Dennis held up the bottle. "It was always mine eventually."

Trinity let Yolanda pull her in. They danced close, not careful and not polished. Yolanda's hands moved from Trinity's waist to her hair again. Trinity caught her laughing against her mouth.

"You have a problem," Trinity murmured.

"I have a girlfriend with a mullet."

"That's the problem?"

"That's the blessing."

Trinity kissed her in the middle of the song, slow enough that the heat and noise fell back for a breath. Yolanda smiled into it, fingers tucked behind Trinity's ear.

When they separated, Parker was filming them with one hand and fanning herself with the other.

"For the archive," Parker explained.

"Delete it," Trinity ordered, reaching for the phone.

Yolanda caught her around the waist. "Send it to me first."

"Traitor."

"Girlfriend. There's a difference."

Dennis brought Trinity's lemonade over before she could protest again. "Hydrate before you threaten anyone."

She accepted the cup and drank half of it. "Happy?"

"Briefly."

Victoria came back from the pin booth after a few more minutes with the older woman gone and the new flag pin fixed neatly to her strap. She touched it every few seconds, as if checking it hadn't vanished.

Trinity nodded toward the booth. "So. Cassie McKay's older cousin?"

Victoria's face went pink. "Her name is Krystal. She was nice. She asked if I wanted help picking a pin. That's all."

Dennis and Trinity exchanged a look, quick and packed with the same thought.

Victoria caught it and pointed between them. "Do not do that roommate-parent thing."

"We didn't do anything," Dennis claimed.

"You looked."

"Looking is allowed," Trinity added.

"Not like that."

Yolanda slipped her fingers through Trinity's. "They care. They're just annoying about it."
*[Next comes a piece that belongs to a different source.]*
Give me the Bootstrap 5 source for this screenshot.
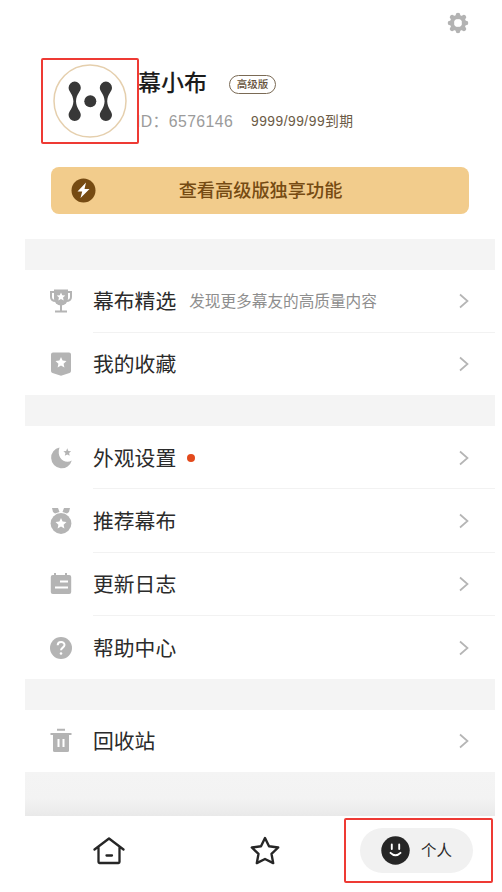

"Very annoying," Victoria agreed, but she was smiling.

They stayed until the day softened into evening. Emery finally got Samira on a video call and walked a little away from the group, her irritation melting into a private smile that Parker pretended not to see. Parker kept checking the napkin from Iris as if the number might rearrange itself. Dennis ended up talking to the football jersey guy again when they crossed paths near a trash can, and he came back with the sticker still in his pocket and a new expression he refused to explain.

Trinity noticed anyway. "Dennis."

"No."

"Dennis."

"Still no."

"Pocket means maybe."

He pointed at Parker. "You've infected her."
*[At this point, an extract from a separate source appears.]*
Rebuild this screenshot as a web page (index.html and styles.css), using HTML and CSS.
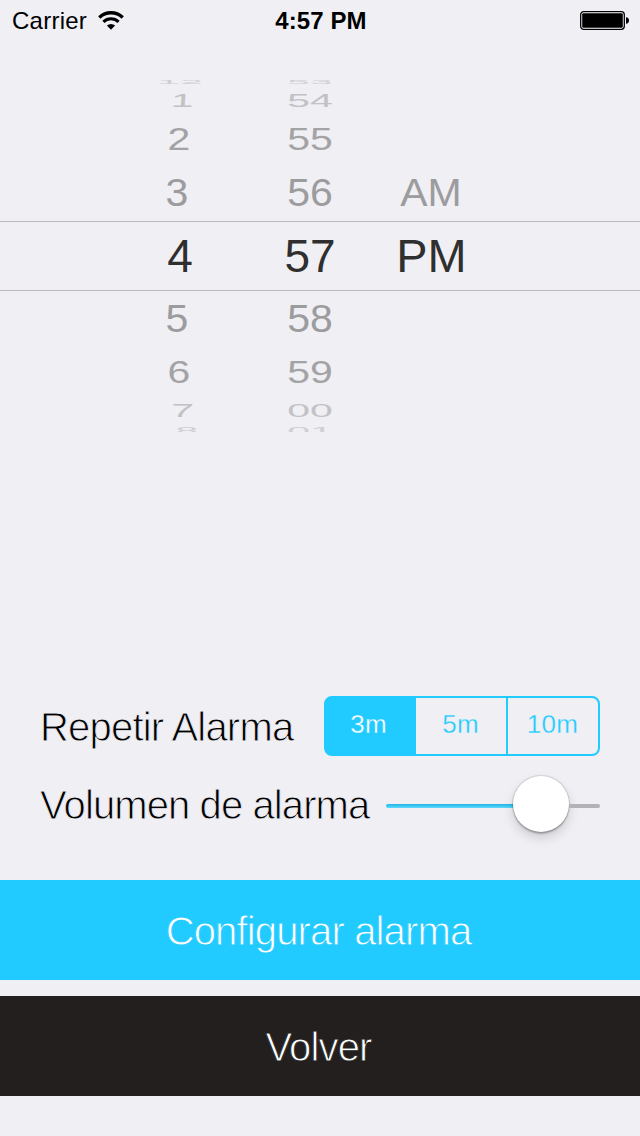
FILE: index.html
```html
<!DOCTYPE html>
<html lang="es">
  <head>
    <meta charset="UTF-8" />
    <meta name="viewport" content="width=device-width, initial-scale=1.0" />
    <title>Alarma</title>
    <link rel="stylesheet" href="styles.css">
  </head>
  <body>
    <header class="status-bar">
      <div class="carrier">
        <span>Carrier</span>
        <svg class="wifi" width="26" height="20" viewBox="0 0 26 20">
          <path d="M1.3 6.4a17 17 0 0 1 23.4 0" fill="none" stroke="#000" stroke-width="3.4" />
          <path d="M5.4 10.9a11 11 0 0 1 15.2 0" fill="none" stroke="#000" stroke-width="3" />
          <path d="M13 18.8L8.9 14.6a5.9 5.9 0 0 1 8.2 0z" />
        </svg>
      </div>
      <div class="clock">4:57 PM</div>
      <svg class="battery" width="50" height="20" viewBox="0 0 50 20">
        <rect x="0.7" y="0.7" width="43.6" height="17.6" rx="3" fill="#fff" stroke="#000" stroke-width="1.3" />
        <rect x="2.2" y="2.2" width="40.6" height="14.6" rx="1.2" />
        <path d="M46 6.2c4 0 4 6.6 0 6.6z" />
      </svg>
    </header>

    <main>
      <div class="picker">
        <div class="row far-top"><span>12</span><span>53</span><span></span></div>
        <div class="row third"><span>1</span><span>54</span><span></span></div>
        <div class="row second"><span>2</span><span>55</span><span></span></div>
        <div class="row first"><span>3</span><span>56</span><span>AM</span></div>
        <div class="row selected"><span>4</span><span>57</span><span>PM</span></div>
        <div class="row first below"><span>5</span><span>58</span><span></span></div>
        <div class="row second"><span>6</span><span>59</span><span></span></div>
        <div class="row third"><span>7</span><span>00</span><span></span></div>
        <div class="row far"><span>8</span><span>01</span><span></span></div>
      </div>

      <div class="settings">
        <div class="setting">
          <span class="label">Repetir Alarma</span>
          <div class="segmented">
            <button class="segment active">3m</button>
            <button class="segment">5m</button>
            <button class="segment">10m</button>
          </div>
        </div>
        <div class="setting">
          <span class="label volume-label">Volumen de alarma</span>
          <div class="slider">
            <div class="track-on"></div>
            <div class="knob"></div>
            <div class="track-off"></div>
          </div>
        </div>
      </div>

      <button class="action primary">Configurar alarma</button>
      <button class="action back">Volver</button>
    </main>
  </body>
</html>
```
FILE: styles.css
```css
body {
  margin: 0;
  height: 1136px;
  background-color: #efeff4;
  font-family: "Liberation Sans", Arial, sans-serif;
  color: #000;
  overflow: hidden;
}
button {
  margin: 0;
  padding: 0;
  border: none;
  font-family: inherit;
  cursor: pointer;
}
.status-bar {
  box-sizing: border-box;
  display: grid;
  grid-template-columns: 1fr auto 1fr;
  align-items: center;
  height: 40px;
  padding: 2px 10px 0 12px;
  font-size: 24px;
  line-height: 38px;
}
.carrier {
  display: flex;
  align-items: center;
  gap: 11px;
  letter-spacing: 0.25px;
}
.clock {
  font-weight: bold;
  letter-spacing: 0.1px;
}
.battery {
  justify-self: end;
}
/* time wheel */
.picker {
  height: 352px;
  margin-top: 40px;
  overflow: hidden;
}
.row {
  display: grid;
  grid-template-columns: 116px 144px 98px;
  justify-content: start;
  align-items: center;
  justify-items: center;
  padding-left: 122px;
  font-size: 41px;
  line-height: 46px;
  color: #9c9c9f;
}
.row span {
  min-height: 1px;
}
.selected {
  height: 68px;
  border-top: 1px solid #b9b9be;
  border-bottom: 1px solid #b9b9be;
  font-size: 46px;
  color: #2f2f2f;
}
.selected span:last-child {
  transform: scaleX(1.02);
}
.first {
  height: 55px;
}
.first span {
  transform: translate(0, -1px) scaleY(0.95);
}
.first span:first-child {
  transform: translate(-3px, -1px) scaleY(0.95);
}
.below span {
  transform: scaleY(0.95);
}
.below span:first-child {
  transform: translateX(-3px) scaleY(0.95);
}
.second {
  height: 53px;
  color: #a3a3a6;
}
.second span {
  transform: translateY(-1px) scaleY(0.76);
}
.second span:first-child {
  transform: translate(-1px, -1px) scaleY(0.76);
}
.third {
  height: 24px;
  color: #c2c2c6;
}
.third span {
  transform: scaleY(0.46);
}
.third span:first-child {
  transform: translateX(2px) skewX(-4deg) scaleY(0.46);
}
.far,
.far-top {
  height: 9px;
  color: #cfcfd3;
}
.far span {
  transform: translateY(3px) scaleY(0.26);
}
.far span:first-child {
  transform: translate(7px, 3px) scaleY(0.26);
}
.far-top span {
  transform: translateY(-3px) scaleY(0.15);
}
/* repeat and volume */
.settings {
  padding: 264px 40px 0;
}
.setting {
  display: flex;
  justify-content: space-between;
  align-items: center;
  height: 60px;
  margin-bottom: 20px;
}
/* the outline in the background colour thins the letters */
.label {
  padding-top: 2px;
  font-size: 40px;
  letter-spacing: -0.8px;
  white-space: nowrap;
  -webkit-text-stroke: 0.9px #efeff4;
}
.volume-label {
  padding: 0 0 2px;
  letter-spacing: -0.9px;
}
.segmented {
  box-sizing: border-box;
  display: grid;
  grid-template-columns: 90px 92px 90px;
  width: 276px;
  height: 60px;
  border: 2px solid #21cbff;
  border-radius: 8px;
  background-color: #21cbff;
  overflow: hidden;
}
.segment {
  background-color: #efeff4;
  color: #21cbff;
  font-size: 26px;
  letter-spacing: 0.3px;
  padding: 0 1px 4px 0;
  -webkit-text-stroke: 0.3px #efeff4;
}
.segment:nth-child(2) {
  border-right: 2px solid #21cbff;
}
.segment.active {
  padding-right: 5px;
  background-color: #21cbff;
  color: #fff;
  -webkit-text-stroke: 0.3px #21cbff;
}
.slider {
  display: flex;
  align-items: center;
  width: 214px;
}
.track-on {
  width: 127px;
  height: 4px;
  border-radius: 2px 0 0 2px;
  background: linear-gradient(#20b4e4, #5fd9ff);
}
.knob {
  width: 56px;
  height: 56px;
  margin-bottom: 4px;
  border-radius: 50%;
  background-color: #fff;
  box-shadow: 0 0 1px 1px rgba(0, 0, 0, 0.12), 0 2px 2px rgba(0, 0, 0, 0.22), 0 6px 12px rgba(0, 0, 0, 0.14);
}
.track-off {
  flex: 1;
  height: 4px;
  border-radius: 0 2px 2px 0;
  background-color: #b3b3b5;
}
.action {
  display: block;
  width: 100%;
  height: 100px;
  padding: 2px 3px 0 0;
  color: #fff;
  font-size: 40px;
  letter-spacing: -0.85px;
}
.primary {
  margin-top: 44px;
  background-color: #21cbff;
  -webkit-text-stroke: 0.9px #21cbff;
}
.back {
  margin-top: 16px;
  background-color: #231f1e;
  -webkit-text-stroke: 0.9px #231f1e;
}
```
Parker lifted her hands. "Community service."

The final picture of the day happened on the walk back to the train. Victoria made everyone stop under a string of rainbow paper lanterns outside a bar. A stranger offered to take the photo, and for once everybody fit into the frame without arguing. Dennis stood at one end with an arm around Victoria. Emery held up her phone because Samira was still on the screen, making a face at Parker. Parker blew a kiss to the camera. Yolanda stood behind Trinity, chin tucked near Trinity's shoulder, one hand buried in the back of her new haircut.

Trinity felt Yolanda's fingers there and didn't tease her this time. She leaned back into the touch.
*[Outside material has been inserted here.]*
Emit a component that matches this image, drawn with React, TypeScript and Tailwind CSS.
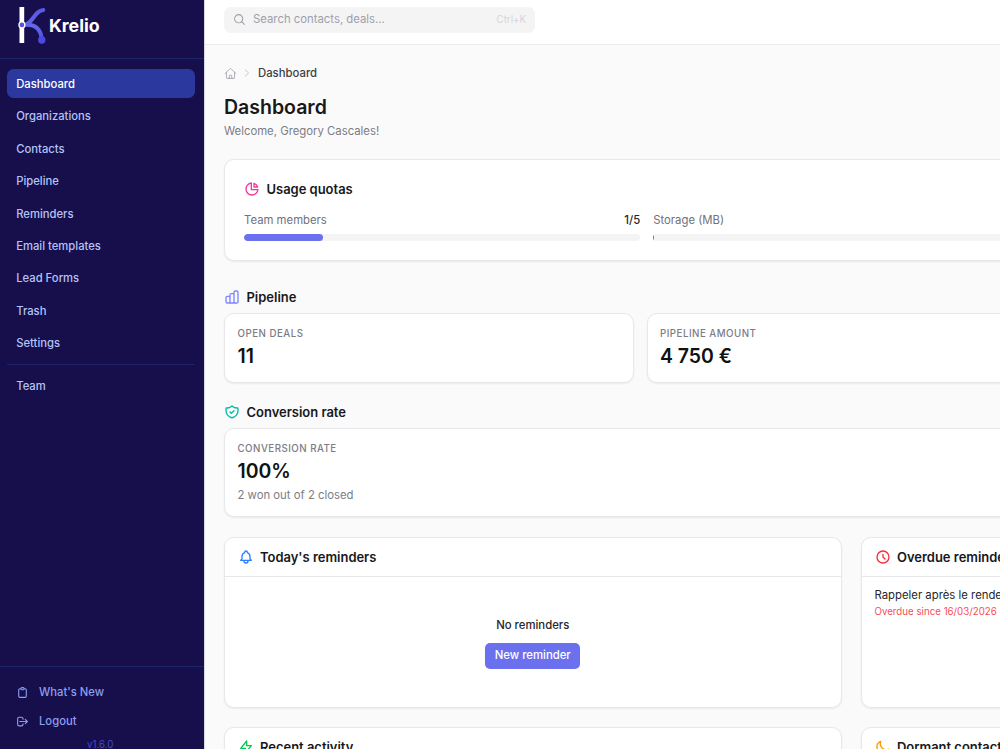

"Ready?" the stranger asked.

"Wait," Yolanda urged.

She turned Trinity's face with two fingers and kissed her cheek. Trinity laughed right as the camera clicked.

The stranger handed the phone back. Victoria looked at the photo and made a sound that brought everyone closer.

In the picture, Trinity's shirt was loud, her carabiner flashed silver, and Frog and Toad hung upside down against her shorts. Dennis looked relaxed despite himself. Victoria looked bright and a little breathless. Emery looked like she was pretending not to be happy while Samira smiled from the phone screen. Parker looked entirely too proud of her own day. Yolanda was still kissing Trinity's cheek, eyes closed, hand in Trinity's hair.

Trinity stared at it longer than she meant to.

Dennis leaned in. "Good one."

"Yeah," Trinity murmured. "It is."

Yolanda squeezed her waist. "Send me that."

"You already have the real thing."

"I want both."

Trinity turned in her arms. The sidewalk moved around them, crowded and colorful, but Yolanda's attention stayed on her face. It made Trinity's chest go warm in a way she didn't need to joke about.

"Okay," Trinity replied. "You can have both."

Yolanda smiled, tugged once at the back of her mullet, and pressed another kiss near her jaw. "Happy Pride, mommy's little meatball."